Sovereignty nowadays is, so to speak, underdefined and contentious, porous and poorly defensible, unanchored and free-floating. The criteria for its allocation tend to be hotly contested, while the customary sequence of the principle of the allocation of sovereignty and its application is very often reversed (that is, that principle tends to be retrospectively articulated in the aftermath of an allocating decision, or deduced from an already accomplished state of affairs). Nation-states find themselves sharing the conflict-ridden, quarrelsome and aggressive company of actual, aspiring or pretending, but always pugnaciously competitive, quasi-sovereign subjects, — entities successfully evading the application of the hitherto binding principle of cuius regio, eius potestas, lex et religio (he who rules holds the power, makes the law and chooses the religion), and all too often explicitly ignoring or stealthily sapping and impairing its intended objects. The ever-rising number of competitors for sovereignty have already outgrown, if not singly then surely in combinations of several, the holding and constraining power of an average nation-state (according to John Gray, multinational financial, industrial and trade companies now account ‘for about a third of world output and two-thirds of world trade’).[3] Sovereignty, — that right to proclaim the laws as well as to suspend them and to make exceptions to their application at will, and the power to render these decisions binding and effective, — is, for any given territory and any given aspect of life, fragmented, dissipated and scattered between a multiplicity of centres. For that reason, it is eminently questionable and open to contest. Multinationals can easily play one agency against another, thereby avoiding their involvement or interference, and escaping the supervision of any of them. No decision-making agency is able to plead full (that is unconstrained, indivisible, unshared) sovereignty, let alone claim it credibly and effectively.
The planet as a whole seems indeed to be in a state of interregnum these days. Extant political agencies bequeathed by the times before globalization are blatantly inadequate to cope with the new realities of planetary interdependency, while political tools potent enough to match the steadily rising capacities of powerful, though manifestly and self-admittedly non-political, forces are prominent mostly by their absence. Forces systematically escaping the control of established political institutions and recognizable as fully and truly global (such as capital and finances, commodity markets, information, criminal mafias, drug traffic, terrorism and the arms trade) are all of a kind: however much they may vary in other respects, they all stoutly, cunningly and astutely, — encountering no effective (let alone intractable, impermeable or unpassable) obstacles, — ignore or openly violate territorially enforced constraints, closely watched interstate borders and local (state-endorsed) statute books.

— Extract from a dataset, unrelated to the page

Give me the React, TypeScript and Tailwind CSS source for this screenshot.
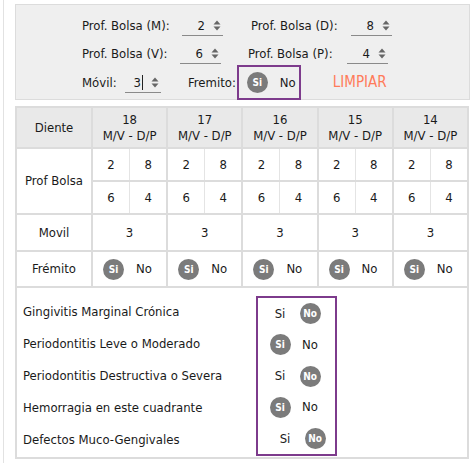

Where can new, universally (and that, for the first time in history, has to mean globally) respected and obeyed principles of human cohabitation come from, thereby marking the end of the ‘interregnum’? Where can one look for likely agents to design them and put them into operation? In all probability, these quandaries constitute between them the greatest of the many challenges the current century will need to confront point-blank, dedicating most of its creative energy and pragmatic abilities to the search for an adequate response. Indeed, this is, one might say, a ‘metachallenge’, because, without confronting it, no other challenges, large or small, can conceivably be tackled. Whichever one of the countless dangers, risks and crises we consider, whether they are impending or already causing us trouble, the search for a solution invariably veers towards a truth we can ignore only at our, — joint, shared, indivisible, — peril: the truth that to global problems there can only be‚ — if they exist at all, — global solutions.
NOTES:
[1]. In Quaderni del carcere; here quoted after Antonio Gramsci, Selections from the Prison Notebooks, ed. and trans. Quintin Hoare and Geoffrey Nowell-Smith (Lawrence and Wishart, 1971), p. 276.
[2]. See Keith Tester, ‘Pleasure, reality, the novel and pathology’, Journal of Anthropological Psychology, no. 21 (2009), pp. 23‚Äì6.